RECORDED DATA >>
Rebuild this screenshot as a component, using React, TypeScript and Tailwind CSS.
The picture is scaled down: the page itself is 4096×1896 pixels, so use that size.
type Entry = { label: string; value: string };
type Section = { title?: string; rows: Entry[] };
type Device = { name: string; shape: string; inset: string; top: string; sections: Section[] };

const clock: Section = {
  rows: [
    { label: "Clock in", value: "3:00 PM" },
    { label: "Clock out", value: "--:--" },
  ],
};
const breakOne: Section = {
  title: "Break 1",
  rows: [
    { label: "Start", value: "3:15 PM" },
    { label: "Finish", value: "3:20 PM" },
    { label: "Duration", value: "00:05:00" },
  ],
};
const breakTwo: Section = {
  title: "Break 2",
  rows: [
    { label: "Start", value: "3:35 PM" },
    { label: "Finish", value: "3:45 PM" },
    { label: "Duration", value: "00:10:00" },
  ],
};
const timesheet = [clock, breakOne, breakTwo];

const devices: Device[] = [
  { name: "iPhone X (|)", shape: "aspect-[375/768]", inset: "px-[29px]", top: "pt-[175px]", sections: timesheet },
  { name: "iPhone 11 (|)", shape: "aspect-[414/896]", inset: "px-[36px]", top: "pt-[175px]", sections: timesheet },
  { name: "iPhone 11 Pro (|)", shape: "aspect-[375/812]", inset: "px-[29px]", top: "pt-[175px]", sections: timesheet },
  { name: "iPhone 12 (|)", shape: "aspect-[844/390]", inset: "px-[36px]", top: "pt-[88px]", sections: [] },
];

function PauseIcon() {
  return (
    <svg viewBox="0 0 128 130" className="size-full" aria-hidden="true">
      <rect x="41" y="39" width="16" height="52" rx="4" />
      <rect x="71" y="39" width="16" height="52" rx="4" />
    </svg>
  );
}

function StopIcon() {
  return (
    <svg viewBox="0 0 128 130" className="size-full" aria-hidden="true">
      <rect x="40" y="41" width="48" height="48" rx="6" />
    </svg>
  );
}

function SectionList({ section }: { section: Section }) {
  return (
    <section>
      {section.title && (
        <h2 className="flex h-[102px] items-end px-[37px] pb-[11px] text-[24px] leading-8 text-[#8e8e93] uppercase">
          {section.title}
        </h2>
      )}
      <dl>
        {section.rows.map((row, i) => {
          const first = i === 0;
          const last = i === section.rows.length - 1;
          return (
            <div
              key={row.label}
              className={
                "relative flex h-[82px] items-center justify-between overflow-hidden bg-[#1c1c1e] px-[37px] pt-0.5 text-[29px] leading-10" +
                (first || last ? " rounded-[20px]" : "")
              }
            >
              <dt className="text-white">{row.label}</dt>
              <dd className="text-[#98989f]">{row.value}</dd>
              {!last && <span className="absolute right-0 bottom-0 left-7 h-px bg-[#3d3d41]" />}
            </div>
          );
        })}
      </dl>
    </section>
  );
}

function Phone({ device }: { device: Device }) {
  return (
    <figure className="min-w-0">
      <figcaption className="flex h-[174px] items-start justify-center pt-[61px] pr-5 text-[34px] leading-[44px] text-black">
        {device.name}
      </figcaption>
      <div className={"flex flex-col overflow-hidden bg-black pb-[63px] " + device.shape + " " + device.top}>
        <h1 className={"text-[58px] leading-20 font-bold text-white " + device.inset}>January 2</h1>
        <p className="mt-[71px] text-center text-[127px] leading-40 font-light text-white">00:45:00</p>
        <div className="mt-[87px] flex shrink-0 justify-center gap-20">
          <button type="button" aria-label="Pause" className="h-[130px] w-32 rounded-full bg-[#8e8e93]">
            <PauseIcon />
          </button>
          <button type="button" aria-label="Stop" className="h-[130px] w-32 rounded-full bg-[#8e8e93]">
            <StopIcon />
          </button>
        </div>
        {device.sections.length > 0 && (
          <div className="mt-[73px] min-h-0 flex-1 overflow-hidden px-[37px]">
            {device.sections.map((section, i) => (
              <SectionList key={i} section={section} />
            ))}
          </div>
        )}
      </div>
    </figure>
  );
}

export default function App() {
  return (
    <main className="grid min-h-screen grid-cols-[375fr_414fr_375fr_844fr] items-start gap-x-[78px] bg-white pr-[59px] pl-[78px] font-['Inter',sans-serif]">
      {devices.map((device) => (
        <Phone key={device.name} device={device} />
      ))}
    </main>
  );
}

WHAT THE TASK REQUIRES >> Each line of the material above needs to be quoted exactly, please.

CORRECT OUTPUT >>
Rebuild this screenshot as a component, using React, TypeScript and Tailwind CSS.
The picture is scaled down: the page itself is 4096×1896 pixels, so use that size.
type Entry = { label: string; value: string };
type Section = { title?: string; rows: Entry[] };
type Device = { name: string; shape: string; inset: string; top: string; sections: Section[] };

const clock: Section = {
  rows: [
    { label: "Clock in", value: "3:00 PM" },
    { label: "Clock out", value: "--:--" },
  ],
};
const breakOne: Section = {
  title: "Break 1",
  rows: [
    { label: "Start", value: "3:15 PM" },
    { label: "Finish", value: "3:20 PM" },
    { label: "Duration", value: "00:05:00" },
  ],
};
const breakTwo: Section = {
  title: "Break 2",
  rows: [
    { label: "Start", value: "3:35 PM" },
    { label: "Finish", value: "3:45 PM" },
    { label: "Duration", value: "00:10:00" },
  ],
};
const timesheet = [clock, breakOne, breakTwo];

const devices: Device[] = [
  { name: "iPhone X (|)", shape: "aspect-[375/768]", inset: "px-[29px]", top: "pt-[175px]", sections: timesheet },
  { name: "iPhone 11 (|)", shape: "aspect-[414/896]", inset: "px-[36px]", top: "pt-[175px]", sections: timesheet },
  { name: "iPhone 11 Pro (|)", shape: "aspect-[375/812]", inset: "px-[29px]", top: "pt-[175px]", sections: timesheet },
  { name: "iPhone 12 (|)", shape: "aspect-[844/390]", inset: "px-[36px]", top: "pt-[88px]", sections: [] },
];

function PauseIcon() {
  return (
    <svg viewBox="0 0 128 130" className="size-full" aria-hidden="true">
      <rect x="41" y="39" width="16" height="52" rx="4" />
      <rect x="71" y="39" width="16" height="52" rx="4" />
    </svg>
  );
}

function StopIcon() {
  return (
    <svg viewBox="0 0 128 130" className="size-full" aria-hidden="true">
      <rect x="40" y="41" width="48" height="48" rx="6" />
    </svg>
  );
}

function SectionList({ section }: { section: Section }) {
  return (
    <section>
      {section.title && (
        <h2 className="flex h-[102px] items-end px-[37px] pb-[11px] text-[24px] leading-8 text-[#8e8e93] uppercase">
          {section.title}
        </h2>
      )}
      <dl>
        {section.rows.map((row, i) => {
          const first = i === 0;
          const last = i === section.rows.length - 1;
          return (
            <div
              key={row.label}
              className={
                "relative flex h-[82px] items-center justify-between overflow-hidden bg-[#1c1c1e] px-[37px] pt-0.5 text-[29px] leading-10" +
                (first || last ? " rounded-[20px]" : "")
              }
            >
              <dt className="text-white">{row.label}</dt>
              <dd className="text-[#98989f]">{row.value}</dd>
              {!last && <span className="absolute right-0 bottom-0 left-7 h-px bg-[#3d3d41]" />}
            </div>
          );
        })}
      </dl>
    </section>
  );
}

function Phone({ device }: { device: Device }) {
  return (
    <figure className="min-w-0">
      <figcaption className="flex h-[174px] items-start justify-center pt-[61px] pr-5 text-[34px] leading-[44px] text-black">
        {device.name}
      </figcaption>
      <div className={"flex flex-col overflow-hidden bg-black pb-[63px] " + device.shape + " " + device.top}>
        <h1 className={"text-[58px] leading-20 font-bold text-white " + device.inset}>January 2</h1>
        <p className="mt-[71px] text-center text-[127px] leading-40 font-light text-white">00:45:00</p>
        <div className="mt-[87px] flex shrink-0 justify-center gap-20">
          <button type="button" aria-label="Pause" className="h-[130px] w-32 rounded-full bg-[#8e8e93]">
            <PauseIcon />
          </button>
          <button type="button" aria-label="Stop" className="h-[130px] w-32 rounded-full bg-[#8e8e93]">
            <StopIcon />
          </button>
        </div>
        {device.sections.length > 0 && (
          <div className="mt-[73px] min-h-0 flex-1 overflow-hidden px-[37px]">
            {device.sections.map((section, i) => (
              <SectionList key={i} section={section} />
            ))}
          </div>
        )}
      </div>
    </figure>
  );
}

export default function App() {
  return (
    <main className="grid min-h-screen grid-cols-[375fr_414fr_375fr_844fr] items-start gap-x-[78px] bg-white pr-[59px] pl-[78px] font-['Inter',sans-serif]">
      {devices.map((device) => (
        <Phone key={device.name} device={device} />
      ))}
    </main>
  );
}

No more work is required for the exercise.